Download PDFs from websites

Things I've learned trying to download websites as PDFs

2019-12-10

From the site is very straightforward. You just right click, print, and save as PDF. And that’s all the story there.

If you want to automate or get a PDF from a cli, then is a different.

You have puppeteer, the first tool I’ve used for downloading pdfs, as I was somewhat familiared with it. The thing was that I had to run a chrome instance, and wanted a lighter and simpler solution.

One thing I loved about downloading a PDF directly from the website, is that it let you respect the @media print query on css. So I’d avoid the unnecesary information, like sidebars, headers, … Instead, I’d only had the content as pdf, with the styles of the site. Awesome!

So now that I’m using pandoc, I want to use something like that to download the content from a website.

$ pandoc http://localhost:8000/posts/why-using-rss-feed.html -o out.pdf

Not so fast.

It throws me an error to install a pdf engine. Fair enough.

default –pdf-engine

On pandoc you have to download a pdf engine to be able to convert the html to pdf. It doens’t come up installed. So I downloaded MacTex (latex for mac or something like that).

Then I run the command:

$ pandoc http://localhost:8000/posts/why-using-rss-feed.html -o out.pdf

And it works! It was fast but…

It didn’t include the styles nor respect the @media print query to avoid unnecessary content.

Ok, lets try something else.

prince

Searching for a way include the styles on my downloads, I encounter prince. Simple to install and very straight forward on how to use it:

$ prince http://localhost:8000/posts/why-using-rss-feed.html --page-margin=10mm -o out.pdf

The output is as expected. It includes the styles and excludes the unnecessary content according to the @media print query. Awesome.

But there are a couple of things I don’t like.

Not completely free to use. Buying a license costs 500 dollars for 1 user on a desktop 🙃.
It adds an ugly logo on the pdf.
It doesn’t recognize css grid styles.
I had to install another program.

So I kept searching, and I remembered that with pandoc I had other pdf engine options.

wkhtmltopdf

That’s a real name.

Looking at the wkhtmltopdf config options for pandoc it lets you add --css to specify the css file. Great! The thing is that I needed to make a local reference to that file… I couldn’t reference it with http. But I can always curl and then run the command. Ok, another step, but nothing to crazy.

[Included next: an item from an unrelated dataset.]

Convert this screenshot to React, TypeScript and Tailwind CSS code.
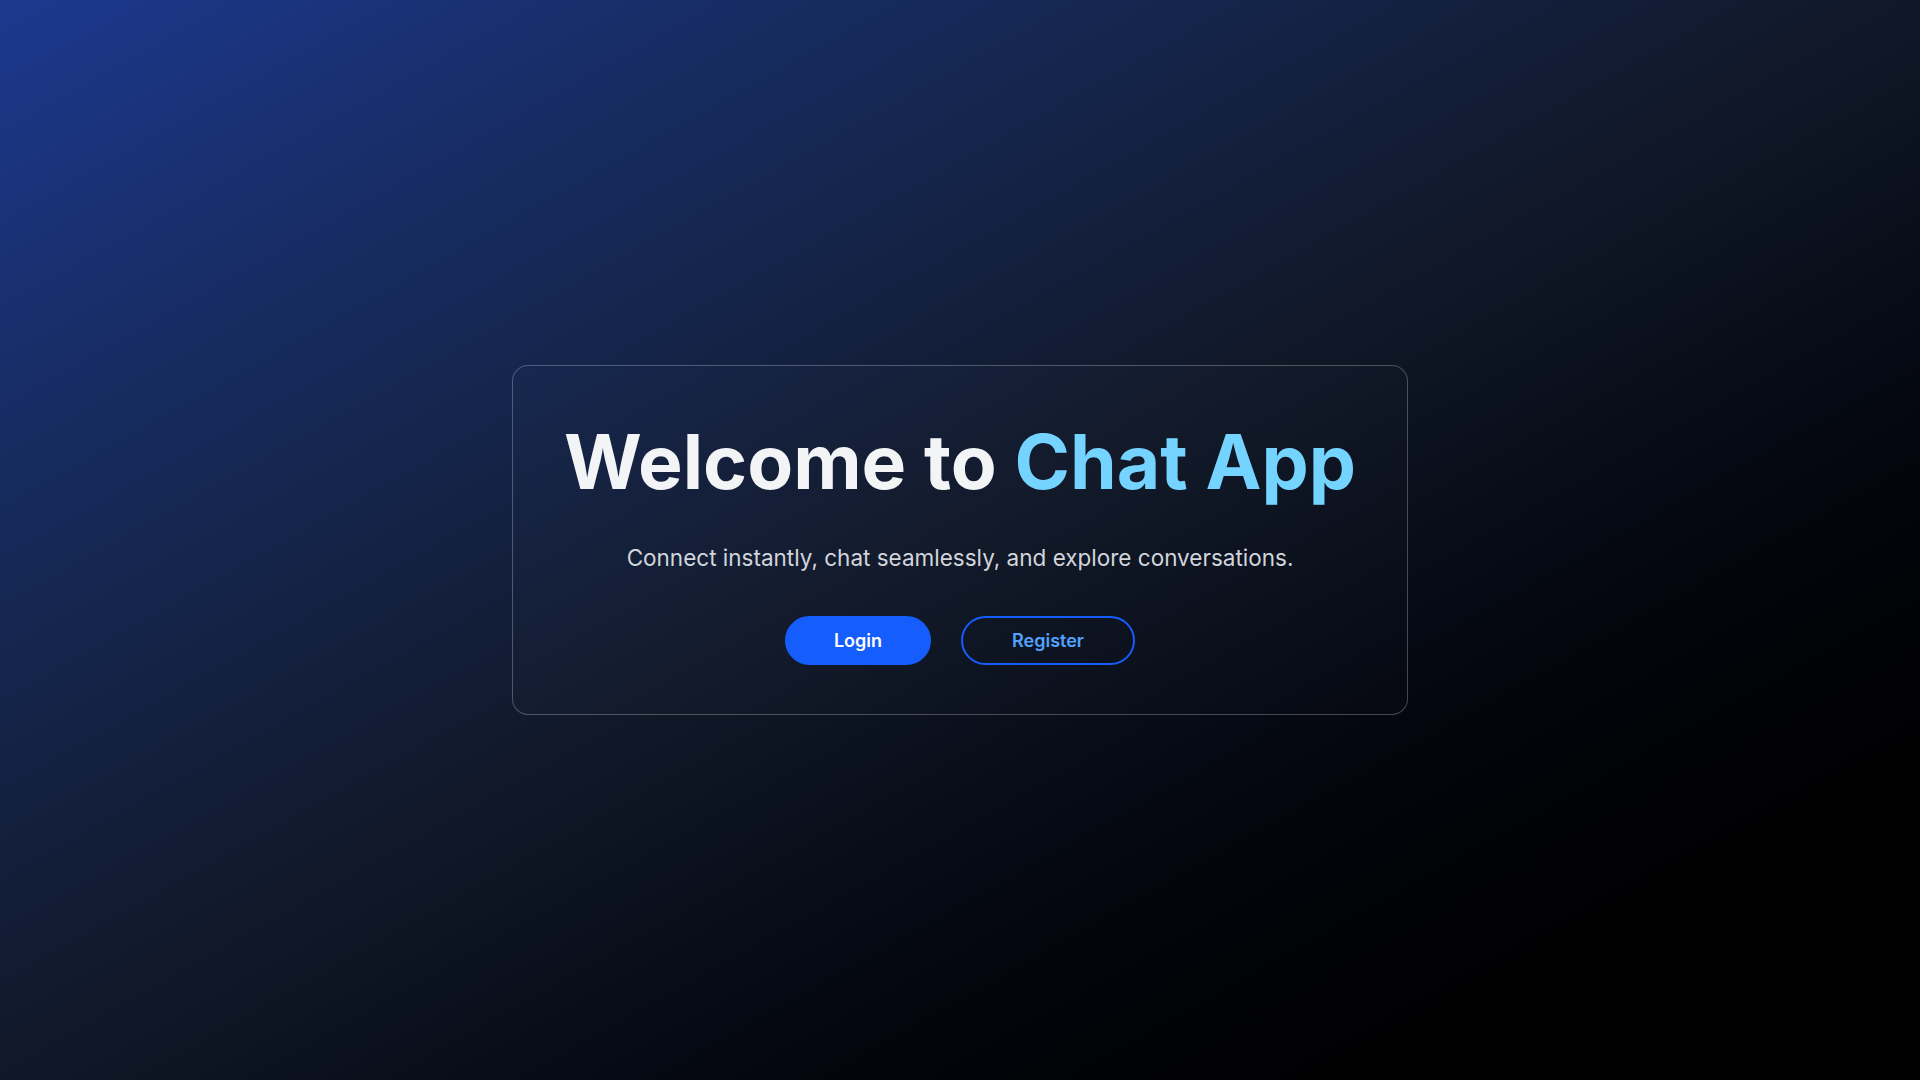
export default function App() {
  return (
    <div
      className="min-h-screen w-full flex items-center justify-center bg-gradient-to-br from-blue-900 via-gray-900 to-black px-4"
      style={{ fontFamily: 'Inter, "Noto Sans", sans-serif' }}
    >
      <div className="w-full max-w-4xl rounded-2xl border border-white/25 bg-white/[0.01] px-10 pt-10 pb-[49px] text-center">
        <h1 className="text-[75px] leading-[1.5] font-bold text-gray-100">
          Welcome to <span className="text-sky-300">Chat App</span>
        </h1>

        <p className="mt-[23px] text-[22.5px] leading-[1.5] text-gray-300">
          Connect instantly, chat seamlessly, and explore conversations.
        </p>

        <div className="mt-[41px] flex items-center justify-center gap-[30px]">
          <button className="h-[49px] w-[146px] rounded-full border-2 border-blue-600 bg-blue-600 text-lg font-semibold text-white">
            Login
          </button>
          <button className="h-[49px] w-[174px] rounded-full border-2 border-blue-600 bg-transparent text-lg font-semibold text-blue-400">
            Register
          </button>
        </div>
      </div>
    </div>
  );
}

So I installed wkhtmltopdf from their site, and worked well:

$ curl http://localhost:8000/css/styles.css > styles.css
$ pandoc http://localhost:8000/posts/why-using-rss-feed.html --pdf-engine wkhtmltopdf --css styles.css -V margin-left=10 -V margin-top=10 -V margin-right=10 -V margin-bottom=10 -o out.pdf

Something to consider is that I had to specified to margins of every side for it to look ok, so the command got bigger.

The output was ok, it didn’t consider the css grid property but as with prince, specifying a margin was enought.

The last thing that was bothering me about this was that it keep including the extra info hidden by the print media query…

Looking at the wkhtmltopdf config, it specifies that you can give a --print-media-type option to make it load with the print media query.

I tried to use it from pandoc but didn’t work, so I saw to use wkhtmltopdf direclty…

$ wkhtmltopdf http://localhost:8000/posts/why-using-rss-feed.html --print-media-type out.pdf

Wow. Much more simple than using wkhtmltopdf though pandoc, who would say?

And I have all the things I want! The same output as prince but without paying 500 dolars.

Conclution

One thing I’ve learned with this, is to use the tools in the a more direct way, not though another tools that may limit the inferface. Like with pandoc and wkhtmltopdf.

And thats it. Now that I’ve figured out how to download websites as PDFs in a simple way, I’ll probably automate something for myself.

I recommend that if you’re going to use wkhtmltopdf make an alias or script with a better name.

Have a good reading!